# How can i adjust the position of my brake pedal? It's too high... >>



## GrayRayT (May 20, 2003)

is there a way to re-adjust the brake pedal on my GTI so that it is at the same level [or almost the same level] as my gas pedal? i just find it really annoying to have to move my foot back so much just to reach the brake pedal. any help and advice would be much appreciated! 
TIA


----------



## GrayRayT (May 20, 2003)

TTT


----------



## Theflash (Aug 9, 2003)

*Re: (GrayRayT)*

No way I'm aware of. Has to do with hydraulic pressure. Only thing I can think of would be to change out the master cylinder. Theoretically, one with a larger resevior would mean more pedal pressure to do the same job. You may want to get creative with the actual pedal itself......


----------



## Vdubs (May 16, 2001)

*Re: How can i adjust the position of my brake pedal?
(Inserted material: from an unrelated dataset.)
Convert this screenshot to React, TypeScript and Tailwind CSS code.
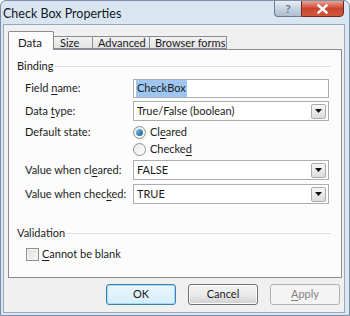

It's too high... >> (GrayRayT)*

You could shorten the rod from the pedal to booster, you'll loose brake pedal travel, it would be far easier to lift the throttle pedal. 
When you take your foot off the throttle you lift your foot anyway, the throttle will almost never be the same as the brake pedal unless you're stationary.


----------



## Karateew (Oct 7, 2010)

Do you have any information on shortening the rod? I am uncomfortable with the height of the brake pedal relative to the gas pedal and want to lower the brake pedal rather than raising the gas.


----------